On 4/30/25 6:19 PM, neil.armstr...@linaro.org wrote:
> On 30/04/2025 17:36, Konrad Dybcio wrote:
>> On 4/30/25 4:49 PM, neil.armstr...@linaro.org wrote:
>>> On 30/04/2025 15:09, Konrad Dybcio wrote:
>>>> On 4/30/25 2:49 PM, neil.armstr...@linaro.org wrote:
>>>>> On 30/04/2025 14:35, Konrad Dybcio wrote:
>>>>>> On 4/30/25 2:26 PM, neil.armstr...@linaro.org wrote:
>>>>>>> Hi,
>>>>>>>
>>>>>>> On 30/04/2025 13:34, Konrad Dybcio wrote:
>>>>>>>> From: Konrad Dybcio <konrad.dyb...@linaro.org>
>>>>>>>>
>>>>>>>> Add speebin data for A740, as found on SM8550 and derivative SoCs.
>>>>>>>>
>>>>>>>> For non-development SoCs it seems that "everything except FC_AC, FC_AF
>>>>>>>> should be speedbin 1", but what the values are for said "everything" 
>>>>>>>> are
>>>>>>>> not known, so that's an exercise left to the user..
>>>>>>>>
>>>>>>>> Reviewed-by: Dmitry Baryshkov <dmitry.barysh...@linaro.org>
>>>>>>>> Signed-off-by: Konrad Dybcio <konrad.dyb...@linaro.org>
>>>>>>>> ---
>>>>>>>>      drivers/gpu/drm/msm/adreno/a6xx_catalog.c | 8 ++++++++
>>>>>>>>      1 file changed, 8 insertions(+)
>>>>>>>>
>>>>>>>> diff --git a/drivers/gpu/drm/msm/adreno/a6xx_catalog.c 
>>>>>>>> b/drivers/gpu/drm/msm/adreno/a6xx_catalog.c
>>>>>>>> index 
>>>>>>>> 53e2ff4406d8f0afe474aaafbf0e459ef8f4577d..61daa331567925e529deae5e25d6fb63a8ba8375
>>>>>>>>  100644
>>>>>>>> --- a/drivers/gpu/drm/msm/adreno/a6xx_catalog.c
>>>>>>>> +++ b/drivers/gpu/drm/msm/adreno/a6xx_catalog.c
>>>>>>>> @@ -11,6 +11,9 @@
>>>>>>>>      #include "a6xx.xml.h"
>>>>>>>>      #include "a6xx_gmu.xml.h"
>>>>>>>>      +#include <linux/soc/qcom/smem.h>
>>>>>>>> +#include <linux/soc/qcom/socinfo.h>
>>>>>>>> +
>>>>>>>>      static const struct adreno_reglist a612_hwcg[] = {
>>>>>>>>          {REG_A6XX_RBBM_CLOCK_CNTL_SP0, 0x22222222},
>>>>>>>>          {REG_A6XX_RBBM_CLOCK_CNTL2_SP0, 0x02222220},
>>>>>>>> @@ -1431,6 +1434,11 @@ static const struct adreno_info a7xx_gpus[] = {
>>>>>>>>              },
>>>>>>>>              .address_space_size = SZ_16G,
>>>>>>>>              .preempt_record_size = 4192 * SZ_1K,
>>>>>>>> +        .speedbins = ADRENO_SPEEDBINS(
>>>>>>>> +            { ADRENO_SKU_ID(SOCINFO_FC_AC), 0 },
>>>>>>>> +            { ADRENO_SKU_ID(SOCINFO_FC_AF), 0 },
>>>>>>>> +            /* Other feature codes (on prod SoCs) should match to 
>>>>>>>> speedbin 1 */
>>>>>>>
>>>>>>> I'm trying to understand this sentence. because reading patch 4, when 
>>>>>>> there's no match
>>>>>>> devm_pm_opp_set_supported_hw() is simply never called so how can it 
>>>>>>> match speedbin 1 ?
>>>>>>
>>>>>> What I'm saying is that all other entries that happen to be possibly
>>>>>> added down the line are expected to be speedbin 1 (i.e.

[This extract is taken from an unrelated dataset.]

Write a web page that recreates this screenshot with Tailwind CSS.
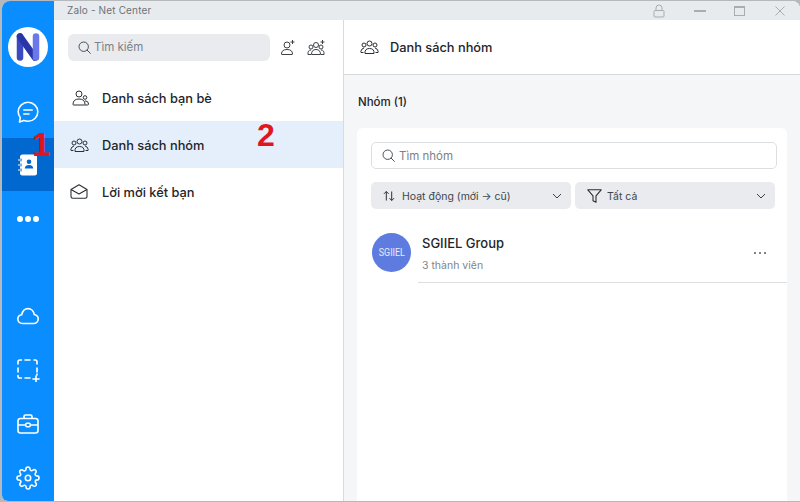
<!DOCTYPE html>
<html><head><meta charset="utf-8">
<script src="https://cdn.jsdelivr.net/npm/@tailwindcss/browser@4"></script>
</head>
<body class="m-0 bg-[#d9dadb]">
<div class="relative w-[800px] h-[502px] overflow-hidden pt-px pl-[2px] pb-[1px] font-['Inter','Noto_Sans',sans-serif] bg-[#b5b9bc]">
  <div class="flex h-[500px] w-[798px] rounded-t-lg rounded-bl-md overflow-hidden bg-white">
    <!-- Sidebar -->
    <aside class="w-[52px] shrink-0 bg-[#0a8dff] flex flex-col items-center text-white overflow-hidden">
      <div class="shrink-0 mt-[26px] mb-[18px] w-10 h-10 rounded-full bg-white flex items-center justify-center">
        <svg width="24" height="28" viewBox="0 0 24 28">
          <path d="M4 3.500v21" stroke="#3b49c4" stroke-width="6.500" stroke-linecap="round"/>
          <path d="M4 3.500l15 21" stroke="#2a36a8" stroke-width="6.500" stroke-linecap="round"/>
          <path d="M20 3.500v21" stroke="#6a78ea" stroke-width="6.500" stroke-linecap="round"/>
        </svg>
      </div>
      <div class="shrink-0 h-[53px] w-full flex items-center justify-center">
        <svg width="24" height="24" viewBox="0 0 24 24" fill="none" stroke="white" stroke-width="1.600" stroke-linecap="round" stroke-linejoin="round"><path d="M12 2.300c5.500 0 9.800 4.200 9.800 9.500s-4.300 9.500-9.800 9.500c-1.500 0-3-.3-4.200-.9l-4.300 1.500.8-4.300c-1.300-1.600-2.100-3.600-2.100-5.800 0-5.300 4.300-9.500 9.800-9.500z"/><path d="M7.800 10h8.400M7.800 14h5.200"/></svg>
      </div>
      <div class="shrink-0 h-[53px] w-full bg-[#0068cf] flex items-center justify-center">
        <svg width="21" height="22" viewBox="0 0 21 22"><rect x="2" y="0.500" width="17" height="21" rx="2.500" fill="white"/><path d="M.5 6h3.500M.5 11h3.500M.5 16h3.500" stroke="#0068cf" stroke-width="2.600"/><path d="M.5 6h3M.5 11h3M.5 16h3" stroke="white" stroke-width="1.200" stroke-linecap="round"/><circle cx="11" cy="7.800" r="2.300" fill="#0068cf"/><path d="M6.800 14.500c0-2.400 1.800-3.500 4.200-3.500s4.200 1.100 4.200 3.500z" fill="#0068cf"/></svg>
      </div>
      <div class="shrink-0 h-[53px] pt-[3px] w-full flex items-center justify-center gap-[2.500px]">
        <span class="w-[5.500px] h-[5.500px] rounded-full bg-white"></span><span class="w-[5.500px] h-[5.500px] rounded-full bg-white"></span><span class="w-[5.500px] h-[5.500px] rounded-full bg-white"></span>
      </div>
      <div class="shrink-0 mt-[45px] h-[54px] w-full flex items-center justify-center">
        <svg width="24" height="24" viewBox="0 0 24 24" fill="none" stroke="white" stroke-width="1.600" stroke-linejoin="round"><path d="M6.500 19.500c-2.700 0-4.700-1.900-4.700-4.400 0-2.300 1.700-4.100 4-4.400C6.500 7.200 8.900 4.600 12 4.600c3.300 0 5.800 2.500 6.200 5.900 2.300.4 4 2.200 4 4.600s-2 4.400-4.700 4.400z"/></svg>
      </div>
      <div class="shrink-0 h-[54px] w-full flex items-center justify-center">
        <svg width="24" height="24" viewBox="0 0 24 24" fill="none" stroke="white" stroke-width="1.600" stroke-linecap="round"><path d="M5.500 2H3.800Q2 2 2 3.800V6M9 2h5M18 2h1.200Q21 2 21 3.800V6M2 10v4M21 10v4M2 17.500v.7Q2 20 3.800 20H5.500M9 20h5M21 16v1M17 21h6M20 18v6" /></svg>
      </div>
      <div class="shrink-0 h-[54px] w-full flex items-center justify-center">
        <svg width="24" height="24" viewBox="0 0 24 24" fill="none" stroke="white" stroke-width="1.600" stroke-linejoin="round"><rect x="2" y="6.500" width="20" height="14.500" rx="2.500"/><path d="M8 6.500V4.500q0-1.500 1.500-1.500h5Q16 3 16 4.500v2M2 13h7.500M14.500 13H22"/><rect x="9.800" y="11.200" width="4.400" height="3.600" rx="1"/></svg>
      </div>
      <div class="shrink-0 h-[54px] w-full flex items-center justify-center">
        <svg width="24" height="24" viewBox="0 0 24 24" fill="none" stroke="white" stroke-width="1.600" stroke-linecap="round" stroke-linejoin="round"><circle cx="12" cy="12" r="2.700"/><path d="M19.400 15a1.650 1.650 0 0 0 .33 1.820l.06.06a2 2 0 1 1-2.830 2.830l-.06-.06a1.650 1.650 0 0 0-2.800 1.170V21a2 2 0 1 1-4 0v-.09A1.650 1.650 0 0 0 7.300 19.700l-.06.06a2 2 0 1 1-2.830-2.830l.06-.06a1.650 1.650 0 0 0-1.170-2.800H3a2 2 0 1 1 0-4h.09A1.650 1.650 0 0 0 4.300 7.300l-.06-.06a2 2 0 1 1 2.830-2.830l.06.06a1.650 1.650 0 0 0 2.800-1.170V3a2 2 0 1 1 4 0v.09a1.650 1.650 0 0 0 2.800 1.170l.06-.06a2 2 0 1 1 2.830 2.830l-.06.06a1.650 1.650 0 0 0 1.170 2.800H21a2 2 0 1 1 0 4h-.09a1.650 1.650 0 0 0-1.510 1z"/></svg>
      </div>
    </aside>

    <div class="flex-1 min-w-0 flex flex-col">
      <!-- Title bar -->
      <header class="h-[19px] shrink-0 bg-[#e8ebee] flex items-center pl-[13px] text-[10px] text-[#6d7378] tracking-[0.15px]">
        <span>Zalo - Net Center</span>
        <div class="ml-auto flex items-center">
          <svg class="mr-[29px]" width="12" height="14" viewBox="0 0 12 14" fill="none" stroke="#a9adb0" stroke-width="1"><rect x="1" y="6.500" width="10" height="6.500" rx="1"/><path d="M3 6.500V4q0-3 3-3t3 3v2.500"/></svg>
          <span class="mr-[28px] w-3 h-[2px] bg-[#a9adb0]"></span>
          <span class="mr-[30px] w-[11px] h-[10px] border border-[#a9adb0] border-t-2"></span>
          <svg class="mr-[15px]" width="10" height="10" viewBox="0 0 10 10" stroke="#a9adb0" stroke-width="1"><path d="M.5.500l9 9M9.500.500l-9 9"/></svg>
        </div>
      </header>

      <div class="flex flex-1 min-h-0">
        <!-- List panel -->
        <section class="w-[289px] shrink-0 bg-white flex flex-col">
          <div class="h-[54px] shrink-0 flex items-center pl-[14px]">
            <div class="w-[202px] h-[27px] rounded-md bg-[#e9ebee] flex items-center pl-[10px] gap-[3px] text-[11.500px] text-[#7b8288]">
              <svg width="13" height="13" viewBox="0 0 13 13" fill="none" stroke="#4a5056" stroke-width="1"><circle cx="5.700" cy="5.700" r="4.700"/><path d="M9.200 9.200L12.400 12.400" stroke-linecap="round"/></svg>
              <span class="pt-[2px]">Tìm kiếm</span>
            </div>
            <svg class="ml-[10px] mb-px" width="16" height="16" viewBox="0 0 16 16" fill="none" stroke="#3c4248" stroke-width="1"><circle cx="7" cy="6" r="3"/><path d="M1.500 15q0-4.500 5.500-4.500t5.500 4.500q0 .5-.5.500H2q-.5 0-.5-.5zM12.500 1v4M10.500 3h4"/></svg>
            <svg class="ml-[11px] mb-px" width="19" height="16" viewBox="0 0 19 16" fill="none" stroke="#3c4248" stroke-width="1"><circle cx="9" cy="6" r="2.500"/><circle cx="4" cy="8" r="2"/><circle cx="14" cy="8" r="2"/><path d="M4.500 15.500q0-5 4.500-5t4.500 5zM4 15.500H1q-.5-4.500 3-4.500M14 15.500h3q.5-4.500-3-4.500M15.500 1v4M13.500 3h4"/></svg>
          </div>

          <div class="h-[47px] flex items-center pl-[17px] gap-[12px] text-[12.800px] font-medium text-[#1e252b]">
            <span class="w-[19px] flex justify-center">
              <svg width="17" height="16" viewBox="0 0 17 16" fill="none" stroke="#2a3036" stroke-width="1"><circle cx="7" cy="4" r="3"/><circle cx="13" cy="7.500" r="1.800"/><path d="M1 14.500q0-5.500 6-5.500t6 5.500q0 .5-.5.500h-11q-.5 0-.5-.5zM13 11h1q2.500.5 2.500 3 0 1-1 1H13"/></svg>
            </span>
            <span class="pt-[2px]">Danh sách bạn bè</span>
          </div>
          <div class="h-[47px] flex items-center pl-[15px] gap-[12px] text-[12.800px] font-medium text-[#1e252b] bg-[#e5effc]">
            <span class="w-[21px] flex justify-center">
              <svg width="19" height="14" viewBox="0 0 19 14" fill="none" stroke="#2a3036" stroke-width="1"><circle cx="9.500" cy="3.500" r="2.500"/><circle cx="4" cy="5" r="2"/><circle cx="15" cy="5" r="2"/><path d="M5 13.500q-.5-5 4.500-5t4.500 5zM3.500 12.500H1q-.5-.5 0-1.500.5-2.500 3-3M15.500 12.500H18q.5-.5 0-1.500-.5-2.500-3-3"/></svg>
            </span>
            <span class="pt-[2px]">Danh sách nhóm</span>
          </div>
          <div class="h-[47px] flex items-center pl-[16px] gap-[14px] text-[12.800px] font-medium text-[#1e252b]">
            <span class="w-[18px] flex justify-center">
              <svg width="18" height="15" viewBox="0 0 18 15" fill="none" stroke="#2a3036" stroke-width="1.100" stroke-linejoin="round"><path d="M1 5.500L9 .8l8 4.700v7q0 1.700-1.700 1.700H2.700Q1 14.200 1 12.500z"/><path d="M1 5.500l8 4.500 8-4.500"/></svg>
            </span>
            <span class="pt-[2px]">Lời mời kết bạn</span>
          </div>
        </section>

        <!-- Detail -->
        <main class="flex-1 min-w-0 border-l border-[#d8dbde] flex flex-col bg-[#f4f6f8]">
          <div class="h-[55px] shrink-0 bg-white border-b border-[#d8dbde] flex items-center pl-[16px] gap-[11px] text-[12.800px] font-medium text-[#1e252b]">
            <svg width="19" height="14" viewBox="0 0 19 14" fill="none" stroke="#2a3036" stroke-width="1"><circle cx="9.500" cy="3.500" r="2.500"/><circle cx="4" cy="5" r="2"/><circle cx="15" cy="5" r="2"/><path d="M5 13.500q-.5-5 4.500-5t4.500 5zM3.500 12.500H1q-.5-.5 0-1.500.5-2.500 3-3M15.500 12.500H18q.5-.5 0-1.500-.5-2.500-3-3"/></svg>
            <span class="pt-[2px]">Danh sách nhóm</span>
          </div>
          <div class="h-[53px] shrink-0 flex items-center pl-[14px] pt-[2px] text-[11.500px] font-medium text-[#1e252b]">Nhóm (1)</div>
          <div class="flex-1 ml-[13px] mr-[13px] bg-white rounded-t-md pt-[14px] pl-[14px] pr-[11px] flex flex-col">
            <div class="h-[27px] w-[406px] shrink-0 rounded-[5px] border border-[#dcdfe2] flex items-center pl-[10px] gap-[4px] text-[11.500px] text-[#7b8288]">
              <svg width="13" height="13" viewBox="0 0 13 13" fill="none" stroke="#4a5056" stroke-width="1"><circle cx="5.700" cy="5.700" r="4.700"/><path d="M9.200 9.200L12.400 12.400" stroke-linecap="round"/></svg>
              <span class="pt-[3px]">Tìm nhóm</span>
            </div>
            <div class="mt-[13px] flex gap-[4px] shrink-0 text-[10.500px] text-[#3e454b]">
              <div class="w-[200px] h-[27px] rounded-[5px] bg-[#e9ebee] flex items-center pl-[12px] pr-[9px]">
                <svg class="mr-[7px]" width="12" height="12" viewBox="0 0 12 12" fill="none" stroke="#2a3036" stroke-width="1"><path d="M3.300 10.500V1.500M1 3.800l2.300-2.300 2.300 2.300M8.700 1.500v9M6.500 8.200l2.200 2.300 2.300-2.300"/></svg>
                <span class="pt-[2px]">Hoạt động (mới → cũ)</span>
                <svg class="ml-auto" width="10" height="6" viewBox="0 0 10 6" fill="none" stroke="#3a4046" stroke-width="1"><path d="M1 1l4 4 4-4"/></svg>
              </div>
              <div class="w-[200px] h-[27px] rounded-[5px] bg-[#e9ebee] flex items-center pl-[12px] pr-[9px]">
                <svg class="mr-[5px]" width="15" height="14" viewBox="0 0 15 14" fill="none" stroke="#2a3036" stroke-width="1.100" stroke-linejoin="round"><path d="M.8.800h13.400L9 6.800v6.400l-3-1.500V6.800z"/></svg>
                <span class="pt-[2px]">Tất cả</span>
                <svg class="ml-auto" width="10" height="6" viewBox="0 0 10 6" fill="none" stroke="#3a4046" stroke-width="1"><path d="M1 1l4 4 4-4"/></svg>
              </div>
            </div>
            <div class="mt-[24px] flex items-start shrink-0">
              <div class="ml-px w-[39px] h-[39px] shrink-0 rounded-full bg-[#5e7ce0] flex items-center justify-center text-[11.500px] text-white/85 font-['Roboto',sans-serif]"><span class="inline-block scale-x-[0.78]">SGIIEL</span></div>
              <div class="ml-[7px] flex-1 border-b border-[#dcdfe2] h-[50px] pl-[4px] relative -mr-[11px]">
                <div class="text-[13px] font-medium text-[#1e252b] leading-[17px] mt-[2px]">SGIIEL Group</div>
                <div class="text-[10.500px] text-[#80868b] leading-[14px] mt-[7px]">3 thành viên</div>
                <div class="absolute right-[21px] top-[19px] flex gap-[3px]">
                  <span class="w-[2px] h-[2px] rounded-full bg-[#555b60]"></span><span class="w-[2px] h-[2px] rounded-full bg-[#555b60]"></span><span class="w-[2px] h-[2px] rounded-full bg-[#555b60]"></span>
                </div>
              </div>
            </div>
          </div>
        </main>
      </div>
    </div>
  </div>
  <!-- Red annotations -->
  <span class="absolute left-[32px] top-[128px] text-[33px] leading-[34px] font-bold text-[#e0161c] font-['Liberation_Sans',sans-serif]">1</span>
  <span class="absolute left-[257px] top-[118px] text-[32px] leading-[34px] font-bold text-[#e0161c] font-['Liberation_Sans',sans-serif]">2</span>
</div>
</body></html>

BIT(1))
>>>>>>
>>>>>>> Before this change the fallback was speedbin = BIT(0), but this 
>>>>>>> disappeared.
>>>>>>
>>>>>> No, the default was to allow speedbin mask ~(0U)
>>>>>
>>>>> Hmm no:
>>>>>
>>>>>       supp_hw = fuse_to_supp_hw(info, speedbin);
>>>>>
>>>>>       if (supp_hw == UINT_MAX) {
>>>>>           DRM_DEV_ERROR(dev,
>>>>>               "missing support for speed-bin: %u. Some OPPs may not be 
>>>>> supported by hardware\n",
>>>>>               speedbin);
>>>>>           supp_hw = BIT(0); /* Default */
>>>>>       }
>>>>>
>>>>>       ret = devm_pm_opp_set_supported_hw(dev, &supp_hw, 1);
>>>>>       if (ret)
>>>>>           return ret;
>>>>
>>>> Right, that's my own code even..
>>>>
>>>> in any case, the kernel can't know about the speed bins that aren't
>>>> defined and here we only define bin0, which doesn't break things
>>>>
>>>> the kernel isn't aware about hw with bin1 with or without this change
>>>> so it effectively doesn't matter
>>>
>>> But it's regression for the other platforms, where before an unknown SKU
>>> mapped to supp_hw=BIT(0)
>>>
>>> Not calling devm_pm_opp_set_supported_hw() is a major regression,
>>> if the opp-supported-hw is present, the OPP will be rejected:
>>
>> A comment in patch 4 explains that. We can either be forwards or backwards
>> compatible (i.e. accept a limited amount of
>> speedbin_in_driver x speedbin_in_dt combinations)
> 
> I have a hard time understanding the change, please be much more verbose
> in the cover letter and commit messages.
> 
> The fact that you do such a large change in the speedbin policy in patch 4
> makes it hard to understand why it's needed in the first place.
> 
> Finally I'm very concerned that "old" SM8550 DT won't work on new kernels,
> this is frankly unacceptable, and this should be addressed in the first
> place.
> 
> The nvmem situation was much simple, where we considered we added the nvmem
> property at the same time as opp-supported-hw in OPPs, but it's no more the
> case.
> 
> So I think the OPP API should probably be extended to address this situation
> first, since if we do not have the opp-supported-hw in OPPs, all OPPs are 
> safe.
> 
> So this code:
>     count = of_property_count_u32_elems(np, "opp-supported-hw");
>     if (count <= 0 || count % levels) {
>         dev_err(dev, "%s: Invalid opp-supported-hw property (%d)\n",
>             __func__, count);
>         return false;
>     }
> should return true in this specific case, like a supported_hw_failsafe mode.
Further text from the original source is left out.